On the Climatic Impact of Ocean Circulation

Abstract

Integrations of coupled climate models with mixed-layer and fixed-current ocean components are used to explore the climatic response to varying magnitudes of ocean circulation. Four mixed-layer ocean experiments without ocean heat transports are performed using two different atmosphere–land components—the new GFDL AM2 and the GFDL Manabe Climate Model (MCM)—and two different sea ice components, one dynamic and one thermodynamic. Both experiments employing the dynamic sea ice component develop unstable growth of sea ice while the experiments with a thermodynamic sea ice component develop very large but stable ice covers. The global cooling ranges from modest to extreme in the four experiments. Using the fixed-current climate model, a trio of 100-yr integrations are made with control currents from a GFDL R30 ocean simulation, same currents reduced by 50%, and same currents increased by 50%. This suite is performed with two coupled models again employing the two atmosphere–land components, AM2 and MCM, for a total of six experiments.
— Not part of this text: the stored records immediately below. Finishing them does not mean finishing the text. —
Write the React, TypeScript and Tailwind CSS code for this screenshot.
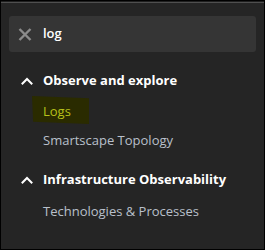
import React from "react";

const Chevron = () => (
  <svg width="12" height="8" viewBox="0 0 12 8" className="shrink-0">
    <path d="M1.5 6.5 L6 2 L10.5 6.5" fill="none" stroke="#ffffff" strokeWidth="2" strokeLinecap="square" />
  </svg>
);

export default function App() {
  return (
    <div
      className="w-[265px] h-[250px] border border-black bg-[#252525] flex flex-col overflow-hidden"
      style={{ fontFamily: '"Open Sans", "Noto Sans", sans-serif' }}
    >
      <div className="h-px bg-[#1f1f1f]" />
      <div className="h-px bg-[#4f4f4f]" />
      <div className="mt-[13px] mx-[8px] h-[36px] rounded-[3px] bg-[#353535] flex items-center">
        <svg width="14" height="13" viewBox="0 0 14 13" className="ml-[9px] mr-[11px]">
          <path d="M1.5 1 L12.5 12 M12.5 1 L1.5 12" stroke="#8c8c8c" strokeWidth="2.4" />
        </svg>
        <span className="text-white text-[13px] font-semibold">log</span>
      </div>
      <div className="mt-[20px] flex items-center h-[18px]">
        <div className="w-[42px] flex justify-end pr-[10px]">
          <Chevron />
        </div>
        <span className="text-white text-[13px] font-bold">Observe and explore</span>
      </div>
      <div className="mt-[12px] relative h-[20px] flex items-center">
        <div className="absolute left-[31px] top-[-6px] w-[57px] h-[28px] bg-[#2a2b00] [clip-path:polygon(0_0,100%_8%,100%_100%,2%_92%)]" />
        <span className="relative ml-[42px] text-[#b7c11a] text-[13px]">Logs</span>
      </div>
      <div className="mt-[9px] h-[20px] flex items-center">
        <span className="ml-[42px] text-[#b9c0cb] text-[13px]">Smartscape Topology</span>
      </div>
      <div className="mt-[20px] flex items-center h-[18px]">
        <div className="w-[42px] flex justify-end pr-[10px]">
          <Chevron />
        </div>
        <span className="text-white text-[13px] font-bold">Infrastructure Observability</span>
      </div>
      <div className="mt-[13px] h-[20px] flex items-center">
        <span className="ml-[42px] text-[#b9c0cb] text-[13px]">Technologies &amp; Processes</span>
      </div>
    </div>
  );
}
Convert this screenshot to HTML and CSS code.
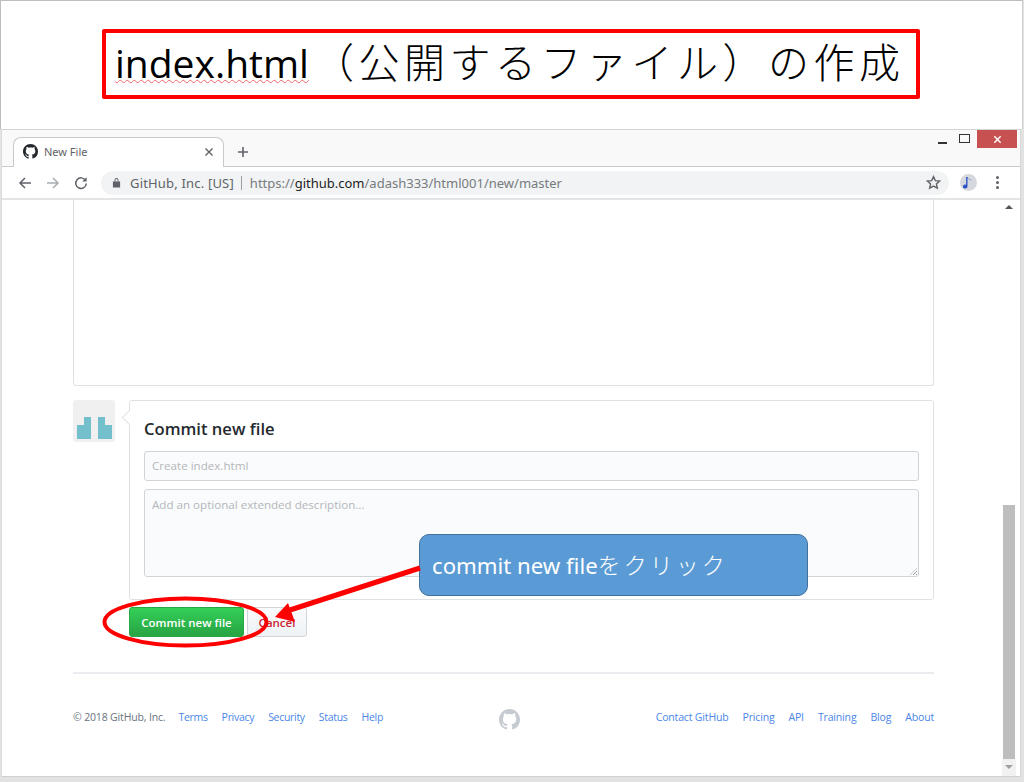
FILE: index.html
```html
<!DOCTYPE html>
<html lang="ja">
<head>
<meta charset="utf-8">
<title>index.html（公開するファイル）の作成</title>
<link rel="stylesheet" href="styles.css">
</head>
<body>
<div class="slide">
  <header class="slide-head">
    <h1 class="title"><span class="title-latin">index.html</span><span class="title-cjk">（公開するファイル）の作成</span></h1>
  </header>
  <div class="browser">
    <div class="tabstrip">
      <div class="tab">
        <svg class="tab-logo" viewBox="0 0 16 16"><path d="M8 0C3.58 0 0 3.58 0 8c0 3.54 2.29 6.53 5.47 7.59.4.07.55-.17.55-.38 0-.19-.01-.82-.01-1.49-2.01.37-2.53-.49-2.69-.94-.09-.23-.48-.94-.82-1.13-.28-.15-.68-.52-.01-.53.63-.01 1.08.58 1.23.82.72 1.21 1.87.87 2.33.66.07-.52.28-.87.51-1.07-1.78-.2-3.64-.89-3.64-3.95 0-.87.31-1.59.82-2.15-.08-.2-.36-1.02.08-2.12 0 0 .67-.21 2.2.82.64-.18 1.32-.27 2-.27.68 0 1.36.09 2 .27 1.53-1.04 2.2-.82 2.2-.82.44 1.1.16 1.92.08 2.12.51.56.82 1.27.82 2.15 0 3.07-1.87 3.75-3.65 3.95.29.25.54.73.54 1.48 0 1.07-.01 1.93-.01 2.2 0 .21.15.46.55.38A8.013 8.013 0 0016 8c0-4.42-3.58-8-8-8z"/></svg>
        <span class="tab-title">New File</span>
        <svg class="tab-close" viewBox="0 0 10 10"><path d="M1.5 1.5l7 7M8.5 1.5l-7 7"/></svg>
      </div>
      <svg class="newtab" viewBox="0 0 12 12"><path d="M6 1v10M1 6h10"/></svg>
      <div class="winctl">
        <span class="win-min"></span>
        <span class="win-max"></span>
        <span class="win-close"><svg viewBox="0 0 10 10"><path d="M1.5 1.5l7 7M8.5 1.5l-7 7"/></svg></span>
      </div>
    </div>
    <div class="toolbar">
      <svg class="nav" viewBox="0 0 14 14"><path d="M13 7H2M7 2L2 7l5 5"/></svg>
      <svg class="nav nav-off" viewBox="0 0 14 14"><path d="M1 7h11M7 2l5 5-5 5"/></svg>
      <svg class="nav" viewBox="0 0 14 14"><path d="M11.6 4.5A5.3 5.3 0 1 0 12.3 7.5"/><path class="fill" d="M12.6 1.2v4.4H8.2z"/></svg>
      <div class="omnibox">
        <svg class="lock" viewBox="0 0 10 12"><path d="M1 5h8v6.500H1zM2.800 5V3.200a2.200 2.200 0 0 1 4.400 0V5H6.200V3.200a1.200 1.200 0 0 0-2.400 0V5z"/></svg>
        <span class="org">GitHub, Inc. [US]</span>
        <span class="sep"></span>
        <span class="url">https://<b>github.com</b>/adash333/html001/new/master</span>
        <svg class="star" viewBox="0 0 14 14"><path d="M7 1.500l1.700 3.700 4 .4-3 2.700.9 4L7 10.300l-3.600 2 .9-4-3-2.700 4-.4z"/></svg>
      </div>
      <span class="profile"><svg viewBox="0 0 12 14"><path d="M5 2v8.500a2.300 2 0 1 1-1.400-1.800V1h1.400c.4 2 2.500 2.300 4.500 3.500-1.500-.4-3-.8-4.500-2.500z"/></svg></span>
      <span class="menu"><i></i><i></i><i></i></span>
    </div>
    <div class="viewport">
      <main class="page">
        <div class="editor"></div>
        <section class="commit">
          <div class="avatar">
            <svg viewBox="0 0 42 42"><path d="M4 39V25h7v-8h7v22zM25 17h7v8h7v14H25z"/></svg>
          </div>
          <div class="commit-box">
            <h2 class="commit-title">Commit new file</h2>
            <div class="field field-line">Create index.html</div>
            <div class="field field-area">Add an optional extended description...</div>
          </div>
        </section>
        <div class="actions">
          <span class="btn btn-primary">Commit new file</span>
          <span class="btn btn-cancel">Cancel</span>
        </div>
        <footer class="foot">
          <div class="foot-left">
            <span class="copy">© 2018 GitHub, Inc.</span>
            <a>Terms</a><a>Privacy</a><a>Security</a><a>Status</a><a>Help</a>
          </div>
          <svg class="foot-logo" viewBox="0 0 16 16"><path d="M8 0C3.58 0 0 3.58 0 8c0 3.54 2.29 6.53 5.47 7.59.4.07.55-.17.55-.38 0-.19-.01-.82-.01-1.49-2.01.37-2.53-.49-2.69-.94-.09-.23-.48-.94-.82-1.13-.28-.15-.68-.52-.01-.53.63-.01 1.08.58 1.23.82.72 1.21 1.87.87 2.33.66.07-.52.28-.87.51-1.07-1.78-.2-3.64-.89-3.64-3.95 0-.87.31-1.59.82-2.15-.08-.2-.36-1.02.08-2.12 0 0 .67-.21 2.2.82.64-.18 1.32-.27 2-.27.68 0 1.36.09 2 .27 1.53-1.04 2.2-.82 2.2-.82.44 1.1.16 1.92.08 2.12.51.56.82 1.27.82 2.15 0 3.07-1.87 3.75-3.65 3.95.29.25.54.73.54 1.48 0 1.07-.01 1.93-.01 2.2 0 .21.15.46.55.38A8.013 8.013 0 0016 8c0-4.42-3.58-8-8-8z"/></svg>
          <div class="foot-right">
            <a>Contact GitHub</a><a>Pricing</a><a>API</a><a>Training</a><a>Blog</a><a>About</a>
          </div>
        </footer>
      </main>
      <div class="scrollbar">
        <span class="sb-up"></span>
        <span class="sb-track"><span class="sb-thumb"></span></span>
        <span class="sb-down"></span>
      </div>
    </div>
  </div>
  <div class="callout">commit new file<span class="callout-cjk">をクリック</span></div>
  <svg class="marks" viewBox="0 0 1024 782">
    <ellipse cx="185.500" cy="622" rx="81" ry="23.500"/>
    <path class="shaft" d="M420 568L290 610"/>
    <path class="head" d="M275 617L288 603L295 622z"/>
  </svg>
</div>
</body>
</html>
```
FILE: styles.css
```css
* { box-sizing: border-box; }
html, body { margin: 0; padding: 0; }
body { width: 1024px; height: 782px; overflow: hidden; background: #fff; font-family: "Open Sans", "Noto Sans", sans-serif; }
.slide { position: relative; width: 1024px; height: 782px; display: flex; flex-direction: column; background: #e2e2e2; }
.slide-head { height: 129px; flex: none; background: #fff; border-top: 1px solid #bdbdbd; border-left: 1px solid #bdbdbd; border-right: 1px solid #d0d0d0; margin-right: 1px; padding: 28px 0 0 101px; }
.title { margin: 0; width: 818px; height: 70px; border: 4px solid #f00; border-radius: 2px; padding: 0 0 3px 9px; display: flex; align-items: center; font-weight: 400; color: #000; white-space: nowrap; }
.title-latin { font-family: "Open Sans", sans-serif; font-size: 39px; line-height: 50px; text-decoration: underline wavy #e66; text-decoration-thickness: 1px; text-underline-offset: 1px; }
.title-cjk { font-family: "Noto Sans CJK JP", sans-serif; font-weight: 300; font-size: 41px; line-height: 50px; letter-spacing: 4.500px; margin: 0 0 5px 4px; }

.browser { flex: none; height: 648px; margin: 0 3px 0 1px; display: flex; flex-direction: column; background: #fff; border-top: 1px solid #d4d4d4; border-left: 1px solid #dcdcdc; border-right: 1px solid #d8d8d8; border-bottom: 1px solid #d0d0d0; }
.tabstrip { height: 37px; flex: none; display: flex; align-items: flex-end; padding-left: 11px; background: #f9f9fa; border-bottom: 1px solid #c9cacb; position: relative; }
.tab { width: 211px; height: 30px; margin-bottom: -1px; background: #fff; border: 1px solid #c9cacb; border-bottom: 0; border-radius: 8px 8px 0 0; display: flex; align-items: center; padding: 0 9px 2px 9px; }
.tab-logo { width: 15px; height: 15px; fill: #24292e; flex: none; }
.tab-title { margin-left: 6px; font-size: 11px; color: #5f6368; flex: 1; font-family: "Noto Sans", sans-serif; }
.tab-close { width: 10px; height: 10px; fill: none; stroke: #5f6368; stroke-width: 1.4; }
.newtab { width: 12px; height: 12px; margin: 0 0 8px 13px; fill: none; stroke: #5f6368; stroke-width: 1.6; }
.winctl { margin-left: auto; align-self: flex-start; display: flex; align-items: flex-start; }
.win-min { width: 9px; height: 2px; background: #333; margin-top: 12px; }
.win-max { width: 11px; height: 9px; border: 1.5px solid #333; margin: 4px 0 0 12px; }
.win-close { width: 40px; height: 18px; margin: 0 3px 0 7px; background: #c75050; display: flex; align-items: center; justify-content: center; }
.win-close svg { width: 9px; height: 9px; fill: none; stroke: #fff; stroke-width: 1.6; }

.toolbar { height: 33px; flex: none; display: flex; align-items: center; padding: 0 0 0 16px; background: #fff; border-bottom: 2px solid #e3e4e5; }
.nav { width: 14px; height: 14px; margin-right: 14px; fill: none; stroke: #5f6368; stroke-width: 1.5; flex: none; }
.nav .fill { fill: #5f6368; stroke: none; }
.nav-off { stroke: #a9adb1; }
.omnibox { width: 848px; height: 24px; margin-left: -1px; border-radius: 12px; background: #f1f3f4; display: flex; align-items: center; padding: 0 8px 0 11px; font-family: "Noto Sans", sans-serif; font-size: 13px; color: #5f6368; white-space: nowrap; }
.lock { width: 9px; height: 11px; fill: #5f6368; flex: none; }
.org { margin-left: 9px; letter-spacing: .18px; }
.sep { width: 1px; height: 14px; background: #9a9da1; margin: 0 8px 0 7px; }
.url { color: #777b80; flex: 1; }
.url b { font-weight: 400; color: #222; }
.star { width: 15px; height: 15px; fill: none; stroke: #5f6368; stroke-width: 1.3; }
.profile { width: 17px; height: 17px; margin-left: 11px; border-radius: 50%; background: #d5d8dc; display: flex; align-items: center; justify-content: center; flex: none; }
.profile svg { width: 13px; height: 14px; fill: #2e56c8; }
.menu { width: 3px; margin-left: 19px; display: flex; flex-direction: column; gap: 2px; flex: none; }
.menu i { width: 3px; height: 3px; border-radius: 50%; background: #5f6368; }

.viewport { flex: 1; min-height: 0; display: flex; background: #fff; padding-right: 4px; }
.page { flex: 1; min-width: 0; padding: 0 68px 0 71px; color: #24292e; }
.editor { height: 186px; border: 1px solid #dfe2e5; border-top: 0; border-radius: 0 0 3px 3px; }
.commit { display: flex; margin-top: 14px; }
.avatar { width: 42px; height: 42px; border-radius: 3px; background: #f0f0f0; flex: none; }
.avatar svg { display: block; width: 42px; height: 42px; fill: #73bfcc; }
.commit-box { position: relative; flex: 1; margin-left: 14px; height: 200px; border: 1px solid #dfe2e5; border-radius: 3px; padding: 0 14px; }
.commit-box::before { content: ""; position: absolute; left: -6px; top: 11px; width: 10px; height: 10px; background: #fff; border-left: 1px solid #dfe2e5; border-bottom: 1px solid #dfe2e5; transform: rotate(45deg); }
.commit-title { position: relative; margin: 0; height: 50px; padding-top: 15px; font-size: 16.600px; line-height: 26px; font-weight: 600; color: #24292e; }
.field { background: #fafbfc; border: 1px solid #d1d5da; border-radius: 3px; padding: 0 7px; font-size: 11.600px; color: #b3b7bb; }
.field-line { height: 30px; line-height: 28px; }
.field-area { position: relative; height: 88px; margin-top: 8px; padding-top: 6px; line-height: 18px; }
.field-area::after { content: ""; position: absolute; right: 1px; bottom: 1px; width: 7px; height: 7px; background: repeating-linear-gradient(135deg, transparent 0 1.500px, #9a9a9a 1.500px 2.500px); clip-path: polygon(100% 0, 100% 100%, 0 100%); }
.actions { display: flex; margin: 7px 0 0 56px; gap: 3px; }
.btn { height: 30px; border-radius: 3px; font-size: 11.500px; font-weight: 600; line-height: 30px; text-align: center; border: 1px solid; }
.btn-primary { width: 115px; color: #fff; background: linear-gradient(#34d058, #28a745 90%); border-color: #28a745; }
.btn-cancel { width: 60px; color: #cb2431; background: linear-gradient(#fafbfc, #eff3f6 90%); border-color: #d1d5da; font-weight: 600; }
.foot { margin-top: 35px; height: 75px; border-top: 2px solid #eaecef; display: flex; justify-content: space-between; align-items: flex-start; padding-top: 35px; font-size: 10.500px; letter-spacing: -.16px; line-height: 16px; position: relative; }
.foot-left, .foot-right { display: flex; gap: 14px; white-space: nowrap; }
.foot-left a { letter-spacing: -.3px; }
.copy { color: #6a737d; margin-right: -1px; }
.foot a { color: #4a86e8; }
.foot-logo { position: absolute; left: 426px; top: 35px; width: 21px; height: 21px; fill: #c6cbd1; }

.scrollbar { width: 14px; flex: none; display: flex; flex-direction: column; background: #fff; }
.sb-up { height: 18px; flex: none; position: relative; }
.sb-up::after { content: ""; position: absolute; left: 3px; top: 5px; border: 4px solid transparent; border-top: 0; border-bottom: 4px solid #555; }
.sb-track { flex: 1; padding: 0 1px; display: flex; flex-direction: column; justify-content: flex-end; }
.sb-thumb { height: 254px; background: #bebebe; }
.sb-down { height: 17px; flex: none; position: relative; background: #f1f1f1; }
.sb-down::after { content: ""; position: absolute; left: 3px; top: 6px; border: 4px solid transparent; border-bottom: 0; border-top: 4px solid #a0a0a0; }

.callout { position: absolute; left: 419px; top: 534px; width: 389px; height: 62px; padding-left: 12px; border: 1px solid #41719c; border-radius: 10px; background: #5b9bd5; color: #fff; font-family: "Noto Sans", sans-serif; font-size: 22.200px; line-height: 58px; white-space: nowrap; }
.callout-cjk { font-family: "Noto Sans CJK JP", sans-serif; font-weight: 300; font-size: 23px; letter-spacing: 3px; }
.marks { position: absolute; left: 0; top: 0; width: 1024px; height: 782px; fill: none; stroke: #f00; stroke-width: 4; pointer-events: none; }
.marks .shaft { stroke-width: 5; }
.marks .head { fill: #f00; stroke: none; }
```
Both models show a large sensitivity of the sea ice extent to the magnitude of currents with increased currents reducing the extent and warming the high latitudes. Low cloud cover also responds to circulation changes in both models but in the opposite sense. In the AM2-based model, low cloudiness decreases as ocean circulation increases, reinforcing the sea ice changes in reducing the planetary reflectivity, and warming the climate. This cloudiness change is associated with a reduction in lower-atmospheric stability over the ocean. Because the AM2-based model is able to simulate the observed seasonal low cloud–stability relationship and the changes in these quantities with altered ocean circulation are consistent with this relationship, the AM2 interpretation of the cloud changes is favored.